- Objective -
Take the lines from the top down to and including the one with "import React from" and repeat them exactly. Omit images.

┌──

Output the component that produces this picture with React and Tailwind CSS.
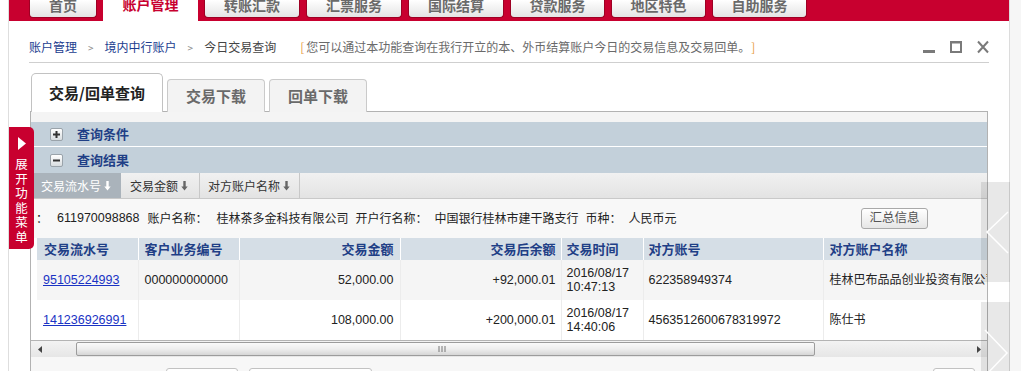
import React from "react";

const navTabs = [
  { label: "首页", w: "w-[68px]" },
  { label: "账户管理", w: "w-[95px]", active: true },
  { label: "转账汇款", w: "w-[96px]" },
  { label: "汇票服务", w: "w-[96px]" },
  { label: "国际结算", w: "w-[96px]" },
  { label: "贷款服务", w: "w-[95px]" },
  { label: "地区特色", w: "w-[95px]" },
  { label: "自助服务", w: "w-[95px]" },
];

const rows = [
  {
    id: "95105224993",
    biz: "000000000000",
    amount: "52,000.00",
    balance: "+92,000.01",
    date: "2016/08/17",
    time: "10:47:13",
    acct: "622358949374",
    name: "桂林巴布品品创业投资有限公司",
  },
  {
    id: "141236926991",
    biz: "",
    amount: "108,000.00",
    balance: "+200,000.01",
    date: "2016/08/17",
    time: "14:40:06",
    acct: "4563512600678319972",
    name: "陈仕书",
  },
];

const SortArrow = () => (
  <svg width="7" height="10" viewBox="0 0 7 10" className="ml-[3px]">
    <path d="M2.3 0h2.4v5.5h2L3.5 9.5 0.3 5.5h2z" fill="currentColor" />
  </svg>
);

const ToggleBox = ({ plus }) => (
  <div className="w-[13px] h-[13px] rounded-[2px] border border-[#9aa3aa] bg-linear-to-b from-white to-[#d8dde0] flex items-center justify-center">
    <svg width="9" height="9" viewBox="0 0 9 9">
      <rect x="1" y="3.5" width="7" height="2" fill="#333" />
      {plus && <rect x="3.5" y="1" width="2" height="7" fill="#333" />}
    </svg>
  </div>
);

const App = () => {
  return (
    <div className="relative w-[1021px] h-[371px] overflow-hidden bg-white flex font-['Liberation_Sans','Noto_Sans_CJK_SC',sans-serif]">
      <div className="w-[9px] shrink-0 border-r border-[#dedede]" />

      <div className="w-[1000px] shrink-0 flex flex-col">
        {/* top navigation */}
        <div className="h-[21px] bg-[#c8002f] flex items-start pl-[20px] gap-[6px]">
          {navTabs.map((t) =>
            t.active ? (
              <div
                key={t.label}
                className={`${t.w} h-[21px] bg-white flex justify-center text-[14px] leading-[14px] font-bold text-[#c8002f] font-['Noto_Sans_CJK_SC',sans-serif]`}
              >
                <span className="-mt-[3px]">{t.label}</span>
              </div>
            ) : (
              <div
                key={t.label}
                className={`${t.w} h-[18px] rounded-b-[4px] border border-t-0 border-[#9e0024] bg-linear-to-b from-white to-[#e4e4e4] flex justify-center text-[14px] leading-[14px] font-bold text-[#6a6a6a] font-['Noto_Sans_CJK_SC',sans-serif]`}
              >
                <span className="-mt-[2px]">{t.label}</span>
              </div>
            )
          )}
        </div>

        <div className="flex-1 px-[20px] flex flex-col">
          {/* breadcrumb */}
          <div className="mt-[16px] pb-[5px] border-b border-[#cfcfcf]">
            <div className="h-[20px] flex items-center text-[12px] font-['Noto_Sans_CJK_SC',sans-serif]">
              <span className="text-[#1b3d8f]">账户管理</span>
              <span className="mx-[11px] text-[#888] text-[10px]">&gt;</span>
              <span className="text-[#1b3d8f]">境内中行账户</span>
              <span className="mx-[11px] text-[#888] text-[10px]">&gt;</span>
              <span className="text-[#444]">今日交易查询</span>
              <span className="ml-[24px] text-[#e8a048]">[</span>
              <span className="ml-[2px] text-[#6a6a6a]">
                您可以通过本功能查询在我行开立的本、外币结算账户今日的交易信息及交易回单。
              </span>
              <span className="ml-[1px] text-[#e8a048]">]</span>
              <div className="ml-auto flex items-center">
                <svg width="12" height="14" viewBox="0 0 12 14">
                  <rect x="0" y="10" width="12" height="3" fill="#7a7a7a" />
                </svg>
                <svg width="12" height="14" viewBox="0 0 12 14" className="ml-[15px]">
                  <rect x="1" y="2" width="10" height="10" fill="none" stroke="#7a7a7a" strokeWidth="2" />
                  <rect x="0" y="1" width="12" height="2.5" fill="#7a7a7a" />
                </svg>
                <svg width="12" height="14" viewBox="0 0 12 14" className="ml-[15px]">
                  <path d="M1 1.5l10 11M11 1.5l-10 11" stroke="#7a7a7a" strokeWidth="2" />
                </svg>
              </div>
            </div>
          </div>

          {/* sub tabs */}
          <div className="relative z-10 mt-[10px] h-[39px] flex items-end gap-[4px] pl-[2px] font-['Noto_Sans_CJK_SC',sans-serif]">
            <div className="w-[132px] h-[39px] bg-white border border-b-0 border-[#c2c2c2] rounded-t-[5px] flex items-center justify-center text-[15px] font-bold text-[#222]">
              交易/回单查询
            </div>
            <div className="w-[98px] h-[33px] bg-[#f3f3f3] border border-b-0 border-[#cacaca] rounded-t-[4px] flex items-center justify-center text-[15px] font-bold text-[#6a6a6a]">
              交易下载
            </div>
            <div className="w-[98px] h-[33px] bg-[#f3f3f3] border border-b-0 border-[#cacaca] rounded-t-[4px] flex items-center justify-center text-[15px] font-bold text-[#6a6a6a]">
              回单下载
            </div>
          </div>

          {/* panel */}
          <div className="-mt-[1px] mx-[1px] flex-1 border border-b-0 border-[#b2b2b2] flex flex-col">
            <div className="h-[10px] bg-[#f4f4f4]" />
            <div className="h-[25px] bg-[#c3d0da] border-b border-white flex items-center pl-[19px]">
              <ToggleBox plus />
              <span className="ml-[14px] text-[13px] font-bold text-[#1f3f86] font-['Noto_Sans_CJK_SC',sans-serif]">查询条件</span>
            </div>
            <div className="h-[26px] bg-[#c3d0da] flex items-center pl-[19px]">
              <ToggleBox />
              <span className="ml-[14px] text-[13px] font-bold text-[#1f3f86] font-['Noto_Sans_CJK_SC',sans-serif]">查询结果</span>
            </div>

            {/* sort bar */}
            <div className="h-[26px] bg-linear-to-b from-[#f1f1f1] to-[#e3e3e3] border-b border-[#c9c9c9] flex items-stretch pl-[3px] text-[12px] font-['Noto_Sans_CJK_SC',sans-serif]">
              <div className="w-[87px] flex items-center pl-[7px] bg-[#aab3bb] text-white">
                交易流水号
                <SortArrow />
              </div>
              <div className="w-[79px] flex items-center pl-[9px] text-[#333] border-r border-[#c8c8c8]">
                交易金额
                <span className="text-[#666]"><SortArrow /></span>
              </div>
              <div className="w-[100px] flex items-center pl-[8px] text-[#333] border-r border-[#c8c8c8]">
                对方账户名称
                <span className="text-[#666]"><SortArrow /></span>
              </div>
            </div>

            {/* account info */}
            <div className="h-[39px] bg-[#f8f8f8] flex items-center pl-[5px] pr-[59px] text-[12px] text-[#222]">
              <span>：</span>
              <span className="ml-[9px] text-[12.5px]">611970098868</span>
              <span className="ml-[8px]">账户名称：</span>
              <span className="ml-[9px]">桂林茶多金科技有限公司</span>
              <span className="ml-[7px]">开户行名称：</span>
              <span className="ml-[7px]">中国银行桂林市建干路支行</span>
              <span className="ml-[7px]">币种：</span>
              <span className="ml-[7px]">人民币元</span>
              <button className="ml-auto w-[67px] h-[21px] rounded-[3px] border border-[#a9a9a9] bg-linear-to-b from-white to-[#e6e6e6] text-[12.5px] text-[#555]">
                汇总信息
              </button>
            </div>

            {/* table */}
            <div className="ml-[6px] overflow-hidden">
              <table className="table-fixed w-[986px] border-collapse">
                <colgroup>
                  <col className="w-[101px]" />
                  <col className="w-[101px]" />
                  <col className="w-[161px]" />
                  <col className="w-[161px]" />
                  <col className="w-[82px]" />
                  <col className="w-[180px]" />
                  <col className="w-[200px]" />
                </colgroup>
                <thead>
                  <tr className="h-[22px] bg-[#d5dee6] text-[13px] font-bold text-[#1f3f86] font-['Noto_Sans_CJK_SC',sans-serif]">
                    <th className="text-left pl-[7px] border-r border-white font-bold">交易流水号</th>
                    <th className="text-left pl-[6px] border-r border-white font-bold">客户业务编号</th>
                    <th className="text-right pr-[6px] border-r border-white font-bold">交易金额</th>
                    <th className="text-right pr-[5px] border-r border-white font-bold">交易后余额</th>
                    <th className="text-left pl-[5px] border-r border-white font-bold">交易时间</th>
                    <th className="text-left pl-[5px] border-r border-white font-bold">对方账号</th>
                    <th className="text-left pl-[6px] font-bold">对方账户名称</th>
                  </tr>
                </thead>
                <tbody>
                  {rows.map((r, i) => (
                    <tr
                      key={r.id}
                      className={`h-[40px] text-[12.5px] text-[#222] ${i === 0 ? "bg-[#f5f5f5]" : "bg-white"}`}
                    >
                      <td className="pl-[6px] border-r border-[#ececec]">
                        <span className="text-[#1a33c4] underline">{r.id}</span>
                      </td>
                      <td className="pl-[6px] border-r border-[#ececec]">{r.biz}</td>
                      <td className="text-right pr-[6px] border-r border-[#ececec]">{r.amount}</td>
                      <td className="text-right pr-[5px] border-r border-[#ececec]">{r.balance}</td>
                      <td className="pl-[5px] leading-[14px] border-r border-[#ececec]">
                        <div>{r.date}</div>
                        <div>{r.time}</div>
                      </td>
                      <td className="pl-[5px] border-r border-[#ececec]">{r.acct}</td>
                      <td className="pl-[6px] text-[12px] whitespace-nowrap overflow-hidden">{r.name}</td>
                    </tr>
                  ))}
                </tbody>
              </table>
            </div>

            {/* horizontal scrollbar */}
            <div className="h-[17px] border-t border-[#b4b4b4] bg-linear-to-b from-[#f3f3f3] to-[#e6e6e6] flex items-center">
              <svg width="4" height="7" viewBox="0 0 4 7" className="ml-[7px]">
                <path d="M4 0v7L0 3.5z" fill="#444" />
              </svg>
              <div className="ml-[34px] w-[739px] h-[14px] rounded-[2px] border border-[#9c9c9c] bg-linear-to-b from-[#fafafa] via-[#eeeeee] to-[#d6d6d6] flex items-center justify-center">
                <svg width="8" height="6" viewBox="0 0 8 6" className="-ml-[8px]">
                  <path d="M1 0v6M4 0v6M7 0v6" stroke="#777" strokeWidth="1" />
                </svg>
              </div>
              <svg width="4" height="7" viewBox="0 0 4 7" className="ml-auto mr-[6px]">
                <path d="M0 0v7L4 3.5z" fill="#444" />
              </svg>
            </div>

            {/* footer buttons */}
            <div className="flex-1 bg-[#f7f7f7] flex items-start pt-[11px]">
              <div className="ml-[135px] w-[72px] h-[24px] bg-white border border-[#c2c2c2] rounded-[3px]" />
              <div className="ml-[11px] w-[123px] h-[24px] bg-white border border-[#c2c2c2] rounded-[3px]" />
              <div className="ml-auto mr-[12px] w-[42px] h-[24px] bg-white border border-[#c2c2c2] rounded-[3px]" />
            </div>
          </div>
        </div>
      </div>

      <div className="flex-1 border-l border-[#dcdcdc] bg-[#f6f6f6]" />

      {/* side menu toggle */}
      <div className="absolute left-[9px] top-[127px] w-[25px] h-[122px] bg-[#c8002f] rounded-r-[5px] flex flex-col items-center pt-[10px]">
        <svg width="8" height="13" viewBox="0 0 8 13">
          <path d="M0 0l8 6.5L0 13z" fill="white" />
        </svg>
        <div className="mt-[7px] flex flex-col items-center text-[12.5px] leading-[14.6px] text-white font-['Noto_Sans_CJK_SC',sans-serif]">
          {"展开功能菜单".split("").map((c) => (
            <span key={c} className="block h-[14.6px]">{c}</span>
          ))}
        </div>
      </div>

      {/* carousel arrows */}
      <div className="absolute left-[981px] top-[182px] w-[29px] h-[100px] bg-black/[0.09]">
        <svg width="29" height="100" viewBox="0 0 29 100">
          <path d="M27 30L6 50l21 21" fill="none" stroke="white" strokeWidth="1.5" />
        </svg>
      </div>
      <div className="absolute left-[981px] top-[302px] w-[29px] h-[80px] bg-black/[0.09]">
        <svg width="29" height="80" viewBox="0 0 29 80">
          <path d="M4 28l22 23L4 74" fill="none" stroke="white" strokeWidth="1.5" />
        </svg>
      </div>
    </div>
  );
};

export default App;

└──

- Complete output -
Output the component that produces this picture with React and Tailwind CSS.
import React from "react";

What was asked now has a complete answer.